Performance Results
Impressive runtime results using parallel [scientific computing] programs are hard to achieve. It gets trickier when trying to report such results in scientific papers. Authors typically resort to attention deflecting methods when presenting performance results of parallel programs on distributed systems. Though these methods become clear to a trained eye, for someone uninitiated about the area, these go unnoticed sometimes. Of the various such performance-boosting reporting tricks, I found a few amusing and useful:
- Generally, 40% of an application runtime is spent on data movement. To show the results in the best possible light, only the time taken by the "core" part of the program is reported as the complete runtime result.
- Employed in-line assembly code or direct machine code emissions are sometimes left unreported.
- Due to added runtime of 64-bit floating-point arithmetic, 32-bit performance results are shown.
- When comparing against a conventional supercomputer implementation, the parallel algorithm is heavily modified to suit underlying machine architecture.
- Unoptimized, non-vectorized code is compared with the parallel version.
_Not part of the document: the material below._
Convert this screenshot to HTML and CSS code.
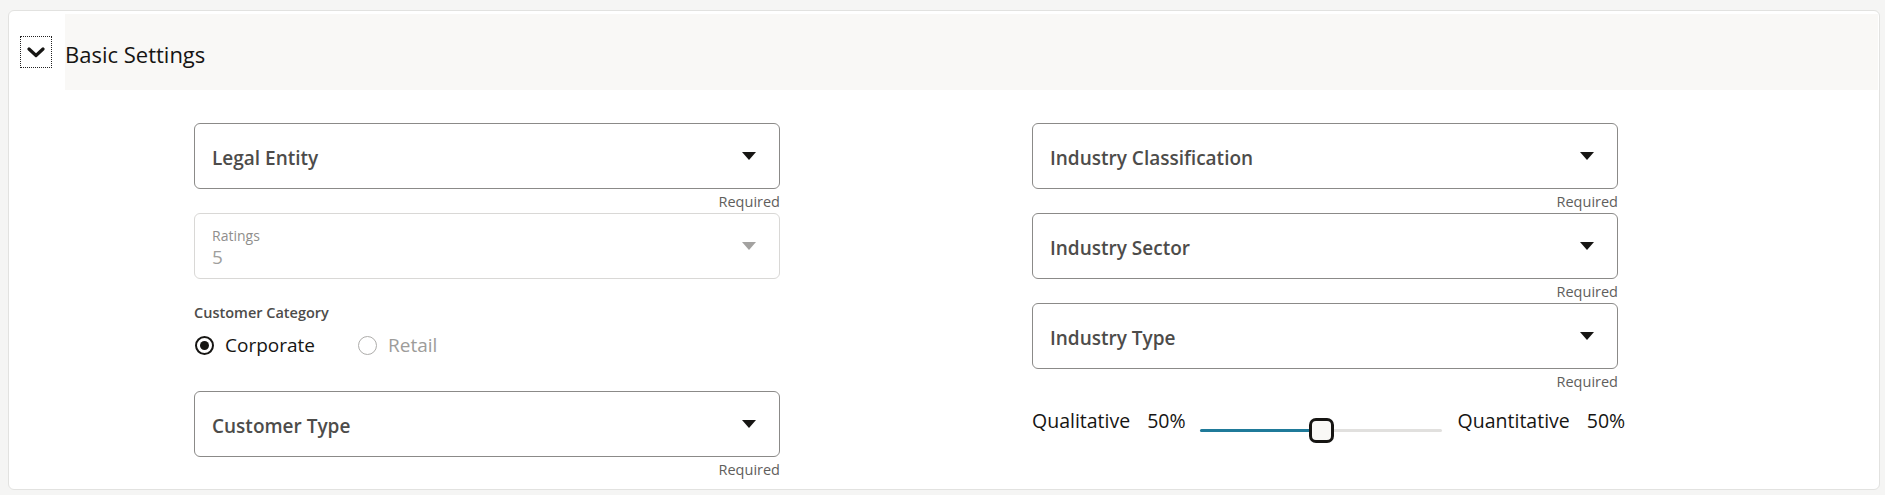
FILE: index.html
```html
<!DOCTYPE html>
<html>
<head>
  <meta charset="utf-8">
  <title>Basic Settings</title>
  <link rel="stylesheet" href="styles.css">
</head>
<body>
  <div class="card">
    <div class="section-head">
      <button class="toggle-btn" aria-expanded="true">
        <svg width="18" height="11" viewBox="0 0 18 11"><path d="M2 2 L9 8.5 L16 2" fill="none" stroke="#161513" stroke-width="3.2" stroke-linecap="round" stroke-linejoin="round"/></svg>
      </button>
      <div class="section-title">Basic Settings</div>
    </div>

    <div class="form-grid">
      <div class="form-col">
        <div class="field">
          <div class="select-box">
            <span class="select-label">Legal Entity</span>
            <span class="caret"></span>
          </div>
          <div class="helper">Required</div>
        </div>

        <div class="field">
          <div class="select-box disabled">
            <div class="select-value">
              <span class="inside-label">Ratings</span>
              <span class="value">5</span>
            </div>
            <span class="caret"></span>
          </div>
        </div>

        <div class="radio-set">
          <div class="radio-title">Customer Category</div>
          <div class="radio-row">
            <label class="radio checked"><span class="dot"></span>Corporate</label>
            <label class="radio disabled"><span class="dot"></span>Retail</label>
          </div>
        </div>

        <div class="field">
          <div class="select-box">
            <span class="select-label">Customer Type</span>
            <span class="caret"></span>
          </div>
          <div class="helper">Required</div>
        </div>
      </div>

      <div class="form-col">
        <div class="field">
          <div class="select-box">
            <span class="select-label">Industry Classification</span>
            <span class="caret"></span>
          </div>
          <div class="helper">Required</div>
        </div>

        <div class="field">
          <div class="select-box">
            <span class="select-label">Industry Sector</span>
            <span class="caret"></span>
          </div>
          <div class="helper">Required</div>
        </div>

        <div class="field">
          <div class="select-box">
            <span class="select-label">Industry Type</span>
            <span class="caret"></span>
          </div>
          <div class="helper">Required</div>
        </div>

        <div class="weight-row">
          <span class="weight-name">Qualitative</span>
          <span class="weight-pct">50%</span>
          <div class="slider">
            <div class="slider-fill" style="width: 50%;"></div>
            <div class="slider-thumb" style="left: 50%;"></div>
          </div>
          <span class="weight-name">Quantitative</span>
          <span class="weight-pct">50%</span>
        </div>
      </div>
    </div>
  </div>
</body>
</html>
```

FILE: styles.css
```css
body {
  margin: 0;
  padding: 10px 5px 4px 8px;
  background-color: #f5f5f4;
  font-family: "Open Sans", "Noto Sans", Arial, sans-serif;
  color: #161513;
}

.card {
  background-color: #fff;
  border: 1px solid #e2e2e0;
  border-radius: 6px;
  padding: 3px 1px 8px 0;
}

.section-head {
  display: flex;
  align-items: center;
}

.toggle-btn {
  width: 32px;
  height: 32px;
  margin-left: 11px;
  margin-right: 13px;
  padding: 0;
  border: 1px dotted #222;
  background: none;
  display: flex;
  align-items: center;
  justify-content: center;
}

.section-title {
  flex: 1;
  height: 76px;
  display: flex;
  align-items: center;
  background-color: #f9f8f6;
  font-size: 22px;
  padding-top: 3px;
  box-sizing: border-box;
}

.form-grid {
  display: grid;
  grid-template-columns: 586px 586px;
  column-gap: 252px;
  padding-left: 185px;
  margin-top: 33px;
}

.form-col {
  display: flex;
  flex-direction: column;
}

.select-box {
  height: 66px;
  box-sizing: border-box;
  border: 1px solid #8b8a88;
  border-radius: 6px;
  display: flex;
  align-items: center;
  justify-content: space-between;
  padding: 0 23px 0 17px;
}

.select-label {
  font-size: 19px;
  font-weight: 600;
  color: #4d4c4a;
  padding-top: 4px;
}

.caret {
  width: 0;
  height: 0;
  border-left: 7.5px solid transparent;
  border-right: 7.5px solid transparent;
  border-top: 8px solid #161513;
}

.select-box.disabled {
  border-color: #d9d8d6;
}

.select-box.disabled .caret {
  border-top-color: #a3a2a0;
}

.select-value {
  display: flex;
  flex-direction: column;
  padding-top: 4px;
}

.inside-label {
  font-size: 14px;
  line-height: 18px;
  color: #8f8e8c;
}

.value {
  font-size: 19px;
  line-height: 24px;
  color: #a09f9d;
}

.helper {
  height: 24px;
  box-sizing: border-box;
  padding-top: 3px;
  font-size: 14.5px;
  line-height: 20px;
  text-align: right;
  color: #5f5e5c;
}

.radio-set {
  margin-top: 24px;
  margin-bottom: 30px;
}

.radio-title {
  font-size: 14.5px;
  font-weight: 600;
  line-height: 20px;
  color: #4d4c4a;
}

.radio-row {
  display: flex;
  align-items: center;
  height: 32px;
  margin-top: 6px;
  padding-left: 1px;
}

.radio {
  display: flex;
  align-items: center;
  font-size: 19px;
  margin-right: 43px;
}

.radio .dot {
  width: 19px;
  height: 19px;
  box-sizing: border-box;
  border-radius: 50%;
  border: 2px solid #161513;
  margin-right: 11px;
  display: flex;
  align-items: center;
  justify-content: center;
}

.radio.checked .dot:after {
  content: "";
  width: 9px;
  height: 9px;
  border-radius: 50%;
  background-color: #161513;
}

.radio.disabled {
  color: #9d9c9a;
}

.radio.disabled .dot {
  border: 1.5px solid #aeadab;
}

.weight-row {
  display: flex;
  align-items: flex-start;
  margin-top: 16px;
  font-size: 19.5px;
  line-height: 24px;
  white-space: nowrap;
}

.weight-row > * {
  flex: none;
}

.weight-pct {
  margin-left: 16px;
}

.weight-name + .weight-pct {
  margin-left: 17px;
}

.slider {
  position: relative;
  width: 242px;
  height: 3px;
  margin: 20px 16px 0 14px;
  background-color: #e1e0de;
  border-radius: 2px;
}

.slider-fill {
  height: 100%;
  background-color: #1f7a99;
  border-radius: 2px;
}

.slider-thumb {
  position: absolute;
  top: -11px;
  width: 25px;
  height: 25px;
  margin-left: -12px;
  box-sizing: border-box;
  border: 3px solid #161513;
  border-radius: 7px;
  background-color: #f9f8f6;
}
```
- The performance results are projected to a full system instead of running on real hardware.
- Problems whose size increases as the number of processors increase are selected. Careful choosing is needed because most problems do not scale well in size with processor scale up.
- Runtime comparison results are presented between parallel code on new hardware and an obsolete system.
- Runtime comparison results are presented between parallel code on dedicated hardware and a sequential code on shared hardware.
- The utility is brought into the equation: instead of saying "performance is X mflops", something like: "performance is X mflops per dollar" is said. It is suggestive of the fact that the processors are 100% utilized 100% of the time (even though they may be busy with context switching or syncing).
- The paper/presentation is splattered with cute pictures without mentioning performance (convergence rate is generally reported instead of runtime performance).